Part of a data file ::
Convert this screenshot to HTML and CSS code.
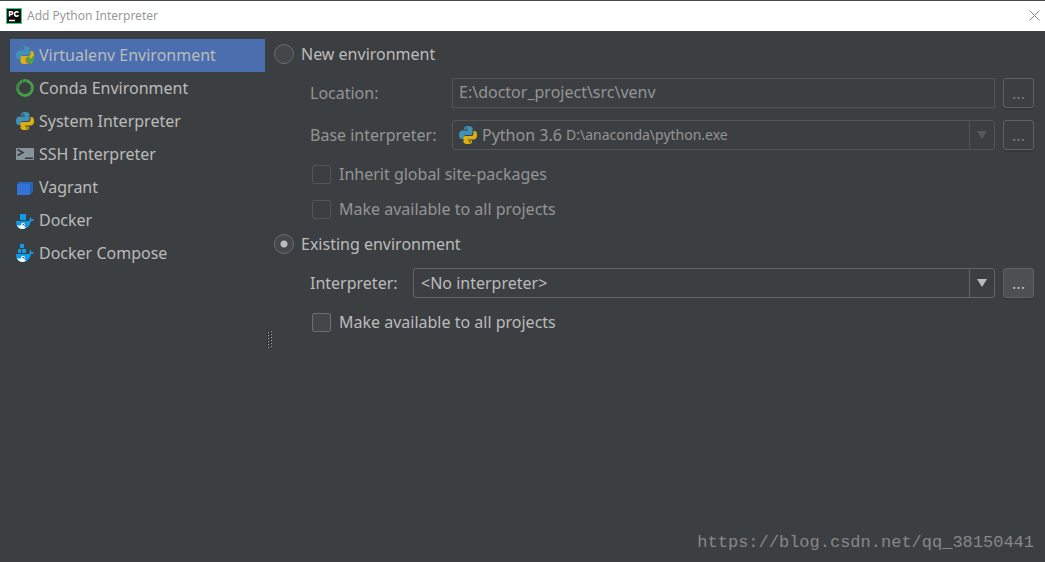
FILE: index.html
```html
<!DOCTYPE html>
<html lang="en">
<head>
    <meta charset="UTF-8">
    <meta name="viewport" content="width=device-width, initial-scale=1.0">
    <title>Add Python Interpreter</title>
    <link rel="stylesheet" href="styles.css">
</head>
<body>
    <!-- Shared icon shapes -->
    <svg class="defs" aria-hidden="true">
        <symbol id="python" viewBox="0 0 18 18">
            <path fill="#4090b8" d="M5 2Q5 0 9 0t4.500 2v5Q13.500 9 12 9H7Q5 9 5 11v2H2.500Q0 13 0 9t3-4.500h6V3.500H5z"/>
            <path fill="#dcb010" d="M13 16q0 2-4 2t-4.500-2v-4.500Q4.500 10 6 10h6q2.500 0 2.500-2.500V5h1Q18 5 18 9t-3 4.500H9v1h4z"/>
            <circle cx="7" cy="2" r="0.800" fill="#3c3f41"/>
            <circle cx="11" cy="16" r="0.800" fill="#3c3f41"/>
        </symbol>
        <symbol id="whale" viewBox="0 0 18 12">
            <path fill="#0d9bea" d="M0 4h12q1.500 0 2-1-1-2 0-3 1.500 1 1.500 2.200 1.500-.3 2.500.5-1 1.500-3 1.600Q13 12 6.500 12 0 12 0 4z"/>
            <path fill="#fff" d="M1 8q3 1.500 5-.5l4 3Q8 12 6.500 12 2.500 12 1 8z"/>
            <circle cx="7" cy="7.500" r="1.800" fill="#fff"/>
            <circle cx="7.300" cy="7.600" r="0.800" fill="#1e5c86"/>
        </symbol>
    </svg>

    <header class="titlebar">
        <svg class="logo" viewBox="0 0 16 16" aria-hidden="true">
            <path fill="#21d789" d="M0 0h16v16H0z"/>
            <path fill="#0b0b0b" d="M1 1h14v14H1z"/>
            <path fill="none" stroke="#fff" stroke-width="1.500" d="M3.500 8.500V3.700h1.700q1.600 0 1.600 1.400T5.200 6.500H4M12.500 4.500q-.8-.9-2-.8-1.900.2-1.900 2.300t2 2.200q1.200 0 1.900-.9M3 12.500h6"/>
        </svg>
        <h1>Add Python Interpreter</h1>
        <button type="button" class="close" aria-label="Close">
            <svg viewBox="0 0 11 11"><path fill="none" stroke="#888" d="M.5.5l10 10M10.500.5l-10 10"/></svg>
        </button>
    </header>

    <div class="content">
        <nav class="sidebar">
            <a href="#virtualenv" class="active">
                <svg viewBox="0 0 18 18">
                    <use href="#python"/>
                    <path fill="none" stroke="#4b6eaf" stroke-width="3" d="M11.500 11l3.500 6 3-6"/>
                    <path fill="none" stroke="#3fb628" stroke-width="2" d="M12 11l3 6 3-6"/>
                </svg>
                Virtualenv Environment
            </a>
            <a href="#conda">
                <svg viewBox="0 0 18 18">
                    <circle cx="9" cy="9" r="7.500" fill="none" stroke="#43a047" stroke-width="2.800"/>
                    <path fill="none" stroke="#3c3f41" stroke-width="1" stroke-dasharray="1 2" d="M10 2.200A6.800 6.800 0 0 0 4 14M7 1A8.200 8.200 0 0 0 1 10"/>
                </svg>
                Conda Environment
            </a>
            <a href="#system">
                <svg viewBox="0 0 18 18"><use href="#python"/></svg>
                System Interpreter
            </a>
            <a href="#ssh">
                <svg viewBox="0 0 18 18">
                    <path fill="#87939a" d="M0 3h18v12H0z"/>
                    <path fill="none" stroke="#34383a" stroke-width="1.500" d="M1.500 4.500L7 7.500l-5.500 3M9 13.300h8"/>
                </svg>
                SSH Interpreter
            </a>
            <a href="#vagrant">
                <svg viewBox="0 0 18 18">
                    <path fill="#2562b4" d="M3 4h14v10l-3 3z"/>
                    <path fill="#3273d8" d="M1 6h13v11H1z"/>
                    <path fill="#2a68c2" d="M3 4h14l-3 2H1z"/>
                </svg>
                Vagrant
            </a>
            <a href="#docker">
                <svg viewBox="0 0 18 18">
                    <path fill="#0d9bea" d="M4 3h6v6H4z"/>
                    <use href="#whale" y="6" width="18" height="12"/>
                </svg>
                Docker
            </a>
            <a href="#compose">
                <svg viewBox="0 0 18 18">
                    <path fill="#0d9bea" d="M4 0h4v4H4zM2 5h3v4H2zM6 5h4v4H6z"/>
                    <use href="#whale" y="6" width="18" height="12"/>
                </svg>
                Docker Compose
            </a>
        </nav>

        <div class="splitter">
            <svg class="grip" viewBox="0 0 6 19" aria-hidden="true">
                <path stroke="#26282a" stroke-dasharray="2 1" d="M1.500 1v18M4.500 0v18"/>
                <path stroke="#b0b0b0" stroke-dasharray="1 2" d="M2.500 2v17M5.500 1v17"/>
            </svg>
        </div>

        <form class="settings">
            <div class="row">
                <input type="radio" name="env" id="newEnv">
                <label for="newEnv">New environment</label>
            </div>
            <fieldset class="group" disabled>
                <div class="row field">
                    <label for="location">Location:</label>
                    <input type="text" id="location" value="E:\doctor_project\src\venv">
                    <button type="button" class="browse">...</button>
                </div>
                <div class="row field">
                    <label for="base">Base interpreter:</label>
                    <div class="combo">
                        <svg class="icon" viewBox="0 0 18 18"><use href="#python"/></svg>
                        <select id="base"><option>Python 3.6</option></select>
                        <span class="path">D:\anaconda\python.exe</span>
                        <span class="arrow"></span>
                    </div>
                    <button type="button" class="browse">...</button>
                </div>
                <div class="row check">
                    <input type="checkbox" id="inherit">
                    <label for="inherit">Inherit global site-packages</label>
                </div>
                <div class="row check">
                    <input type="checkbox" id="shareNew">
                    <label for="shareNew">Make available to all projects</label>
                </div>
            </fieldset>

            <div class="row">
                <input type="radio" name="env" id="existingEnv" checked>
                <label for="existingEnv">Existing environment</label>
            </div>
            <fieldset class="group existing">
                <div class="row field">
                    <label for="interpreter">Interpreter:</label>
                    <div class="combo">
                        <select id="interpreter"><option>&lt;No interpreter&gt;</option></select>
                        <span class="arrow"></span>
                    </div>
                    <button type="button" class="browse">...</button>
                </div>
                <div class="row check">
                    <input type="checkbox" id="shareExisting">
                    <label for="shareExisting">Make available to all projects</label>
                </div>
            </fieldset>
        </form>
    </div>

    <footer class="watermark">https://blog.csdn.net/qq_38150441</footer>
</body>
</html>
```
FILE: styles.css
```css
* {
    box-sizing: border-box;
}
body {
    margin: 0;
    min-height: 100vh;
    display: flex;
    flex-direction: column;
    background-color: #3c3f41;
    color: #bbbbbb;
    font-family: "Noto Sans", "Open Sans", sans-serif;
    font-size: 16px;
    line-height: 22px;
}
input, select, button {
    margin: 0;
    font: inherit;
    color: inherit;
}
.defs {
    position: absolute;
    width: 0;
    height: 0;
}

/* Title bar */
.titlebar {
    display: flex;
    align-items: center;
    gap: 5px;
    height: 31px;
    padding: 0 5px 1px 6px;
    border-top: 1px solid #48494b;
    background: white;
}
.logo {
    width: 16px;
    height: 16px;
}
.titlebar h1 {
    flex: 1;
    margin: 0;
    font-size: 12px;
    font-weight: normal;
    color: #999;
}
.close {
    display: flex;
    padding: 0;
    border: none;
    background: none;
}
.close svg {
    width: 11px;
    height: 11px;
}

.content {
    flex: 1;
    display: flex;
    padding: 8px 11px 0 10px;
}

/* Environment types */
.sidebar {
    width: 255px;
}
.sidebar a {
    display: flex;
    align-items: center;
    gap: 5px;
    height: 33px;
    padding: 0 0 2px 6px;
    color: inherit;
    text-decoration: none;
}
.sidebar a.active {
    background: #4b6eaf;
}
.sidebar svg, .icon {
    width: 18px;
    height: 18px;
}
.splitter {
    width: 9px;
    padding: 291px 0 0 1px;
}
.grip {
    display: block;
    width: 6px;
    height: 19px;
}

/* Form */
.settings {
    flex: 1;
}
.row {
    display: flex;
    align-items: center;
    height: 30px;
}
.row input[type="radio"], .row input[type="checkbox"] {
    appearance: none;
    flex: none;
    border: 1px solid #6b6e70;
    background: #43474a;
}
.row input[type="radio"] {
    width: 20px;
    height: 20px;
    margin-right: 7px;
    border-radius: 50%;
}
.row input[type="radio"]:checked {
    background: radial-gradient(circle, #bbbbbb 3px, #43474a 4px);
}
.row input[type="checkbox"] {
    width: 19px;
    height: 19px;
    margin-right: 8px;
    border-radius: 2px;
}
.group {
    display: flex;
    flex-direction: column;
    min-width: 0;
    margin: 9px 0 5px;
    padding: 0 0 0 36px;
    border: none;
}
.group .field + .field {
    margin-top: 12px;
}
.field + .check {
    margin-top: 9px;
}
.check + .check {
    margin-top: 5px;
}
.check {
    padding-left: 2px;
}
.field label {
    width: 142px;
}
.existing .field label {
    width: 103px;
}
.field input[type="text"] {
    flex: 1;
    min-width: 0;
    height: 30px;
    padding: 0 6px 2px;
    border: 1px solid #646464;
    background: #3c3f41;
}
.combo {
    flex: 1;
    display: flex;
    align-items: center;
    min-width: 0;
    height: 30px;
    border: 1px solid #646464;
    border-radius: 3px;
}
.combo select {
    appearance: none;
    padding: 0;
    border: none;
    outline: none;
    background: #3c3f41;
    opacity: 1;
}
.existing .combo select {
    flex: 1;
    margin-left: 7px;
}
.icon {
    margin: 0 5px 0 6px;
}
.path {
    flex: 1;
    margin-left: 4px;
    font-size: 14px;
}
.arrow {
    display: flex;
    align-items: center;
    justify-content: center;
    width: 25px;
    height: 28px;
    border-left: 1px solid #646464;
}
.arrow::before {
    content: "";
    border: 5px solid transparent;
    border-top: 8px solid #bbbbbb;
    border-bottom: none;
}
.browse {
    width: 31px;
    height: 30px;
    margin-left: 8px;
    padding: 0;
    border: 1px solid #5e6264;
    border-radius: 3px;
    background: #4c5052;
    box-shadow: 0 2px 0 #363839;
}

/* Disabled group */
.group:disabled {
    color: #949494;
}
.group:disabled input, .group:disabled .combo, .group:disabled .arrow {
    border-color: #525455;
}
.group:disabled input[type="checkbox"] {
    background: none;
}
.group:disabled .arrow::before {
    border-top-color: #585858;
}
.group:disabled .browse {
    background: none;
    color: #777;
}

.watermark {
    padding: 0 11px 8px;
    text-align: right;
    font-family: "Liberation Mono", monospace;
    font-size: 17px;
    color: #85878a;
}
```
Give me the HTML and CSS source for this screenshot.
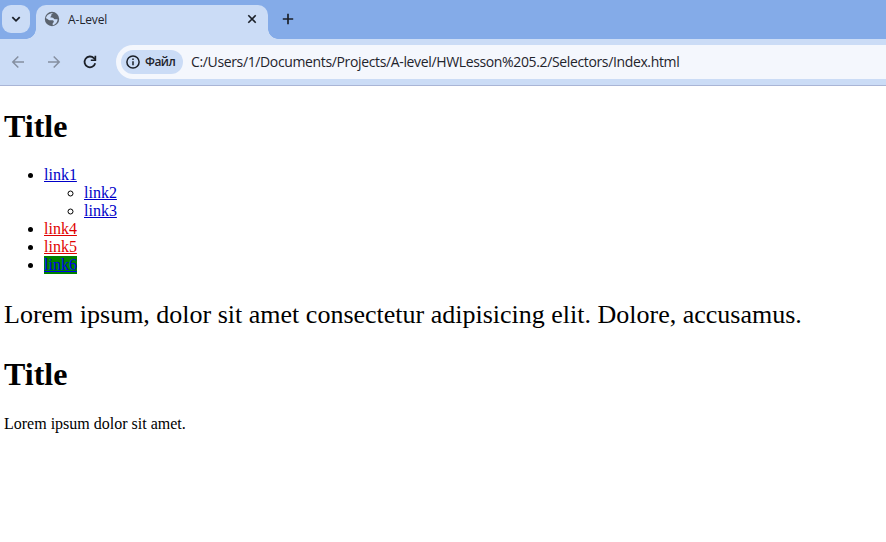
FILE: index.html
```html
<!DOCTYPE html>
<html lang="en">
<head>
<meta charset="utf-8">
<title>A-Level</title>
<link rel="stylesheet" href="styles.css">
</head>
<body>
<header class="browser">
  <div class="tabstrip">
    <div class="tab-search">
      <svg width="12" height="12" viewBox="0 0 12 12"><path d="M2.3 4.2 6 7.8 9.7 4.2" fill="none" stroke="#1b2028" stroke-width="1.8"/></svg>
    </div>
    <div class="tab">
      <svg class="globe" width="16" height="16" viewBox="0 0 16 16"><circle cx="8" cy="8" r="7.2" fill="#5b636e"/><path d="M9.4 2.2C7.6 3 7.1 3.4 7.3 4.4c.2.8-.9.8-.9 1.7 0 .8 1.3.5 2.3.7 1.2.3.9 1.5 2 1.5h2.9c0 3-2.2 5.4-4.9 5.9v-1.7c0-1 1.1-.8 1.1-1.8 0-1.2-.8-1.5-2-1.5H5.6C4.3 9.2 3.5 7.5 2 7.2 2.3 4.4 5.2 1.8 9.4 2.2Z" fill="#cbdcf6"/></svg>
      <span class="tab-title">A-Level</span>
      <svg class="close" width="10" height="10" viewBox="0 0 10 10"><path d="m1.3 1.3 7.4 7.4m0-7.4L1.3 8.7" stroke="#1b2028" stroke-width="1.6"/></svg>
    </div>
    <svg class="new-tab" width="12" height="12" viewBox="0 0 12 12"><path d="M6 .8v10.4M.8 6h10.4" stroke="#1b2028" stroke-width="1.7"/></svg>
  </div>
  <div class="toolbar">
    <svg class="nav" width="14" height="14" viewBox="0 0 14 14"><path d="M13 7H2m5.3-5.5L1.8 7l5.5 5.5" fill="none" stroke="#858fa0" stroke-width="1.5"/></svg>
    <svg class="nav" width="14" height="14" viewBox="0 0 14 14"><path d="M1 7h11M6.7 1.5 12.2 7l-5.5 5.5" fill="none" stroke="#858fa0" stroke-width="1.5"/></svg>
    <svg class="nav" width="14" height="14" viewBox="0 0 14 14"><path d="M12.2 8.2A5.4 5.4 0 1 1 10.9 3.2L12 4.4" fill="none" stroke="#1b2028" stroke-width="1.8"/><path d="M13.2.7v5.4H7.8V4.4h3.7V.7Z" fill="#1b2028"/></svg>
    <div class="omnibox">
      <div class="chip">
        <svg width="14" height="14" viewBox="0 0 14 14"><circle cx="7" cy="7" r="6.1" fill="none" stroke="#1b2028" stroke-width="1.5"/><path d="M7 6.2v4.1M7 3.6v1.5" stroke="#1b2028" stroke-width="1.5"/></svg>
        <span class="chip-label">Файл</span>
      </div>
      <span class="url">C:/Users/1/Documents/Projects/A-level/HWLesson%205.2/Selectors/Index.html</span>
    </div>
  </div>
</header>
<main>
  <h1>Title</h1>
  <ul>
    <li><a href="#">link1</a>
      <ul>
        <li><a href="#">link2</a></li>
        <li><a href="#">link3</a></li>
      </ul>
    </li>
    <li><a class="red" href="#">link4</a></li>
    <li><a class="red" href="#">link5</a></li>
    <li><a class="green" href="#">link6</a></li>
  </ul>
  <p class="lead">Lorem ipsum, dolor sit amet consectetur adipisicing elit. Dolore, accusamus.</p>
  <h1>Title</h1>
  <p>Lorem ipsum dolor sit amet.</p>
</main>
</body>
</html>
```
FILE: styles.css
```css
body {
  margin: 0;
  background: #fff;
  color: #000;
  font-family: "Liberation Serif", serif;
  font-size: 16px;
  overflow: hidden;
}
svg { display: block; flex: none; }
.browser {
  height: 85px;
  border-bottom: 1px solid #a9b5d6;
  background: #cbdcf6;
  font-family: "Open Sans", "Noto Sans", sans-serif;
  color: #1f242c;
}
.tabstrip {
  display: flex;
  align-items: flex-start;
  box-sizing: border-box;
  height: 39px;
  padding: 5px 0 0 2px;
  background: #84abe8;
}
.tab-search {
  display: flex;
  align-items: center;
  justify-content: center;
  width: 28px;
  height: 28px;
  border-radius: 9px;
  background: #cbdcf6;
}
.tab {
  position: relative;
  display: flex;
  align-items: center;
  box-sizing: border-box;
  width: 232px;
  height: 34px;
  margin-left: 6px;
  padding: 0 11px 6px 8px;
  border-radius: 10px 10px 0 0;
  background: #cbdcf6;
}
.tab::before, .tab::after {
  content: "";
  position: absolute;
  bottom: 0;
  width: 10px;
  height: 10px;
}
.tab::before {
  left: -10px;
  background: radial-gradient(circle at 0 0, transparent 9.5px, #cbdcf6 10px);
}
.tab::after {
  right: -10px;
  background: radial-gradient(circle at 100% 0, transparent 9.5px, #cbdcf6 10px);
}
.tab-title {
  flex: 1;
  margin-left: 8px;
  padding-top: 1px;
  font-size: 12px;
  line-height: 16px;
  letter-spacing: -0.15px;
}
.new-tab { margin: 8px 0 0 14px; }
.toolbar {
  display: flex;
  align-items: center;
  height: 46px;
  padding-left: 11px;
}
.nav { margin-right: 22px; }
.omnibox {
  display: flex;
  flex: 1;
  align-items: center;
  box-sizing: border-box;
  height: 34px;
  margin-left: -3px;
  padding-left: 5px;
  border-radius: 17px 0 0 17px;
  background: #f4f7fd;
}
.chip {
  display: flex;
  align-items: center;
  box-sizing: border-box;
  width: 62px;
  height: 24px;
  padding-left: 5px;
  border-radius: 12px;
  background: #cbdcf6;
}
.chip-label {
  margin-left: 5px;
  font-size: 12px;
  font-weight: 600;
  line-height: 16px;
  letter-spacing: -0.55px;
}
.url {
  margin-left: 8px;
  font-size: 14px;
  line-height: 20px;
  white-space: nowrap;
  letter-spacing: -0.36px;
}
main { padding: 0 4px; display: flow-root; }
h1 { margin: 21.44px 0; font-size: 32px; line-height: 37px; }
main > h1:first-child { margin-top: 22px; }
ul { margin: 16px 0; padding-left: 40px; line-height: 18px; }
ul ul { margin: 0; }
a { color: #0000c8; text-decoration: underline; }
.red { color: #e00000; }
.green { padding-bottom: 1px; color: #0000ee; background: #008000; }
p { margin: 16px 0; line-height: 18px; }
.lead {
  margin: 26px 0;
  font-size: 26px;
  line-height: 30px;
  white-space: nowrap;
}
```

Instruction :: Show every line in the entries where the string "this" occurs.

Correct response ::
Convert this screenshot to HTML and CSS code.
Give me the HTML and CSS source for this screenshot.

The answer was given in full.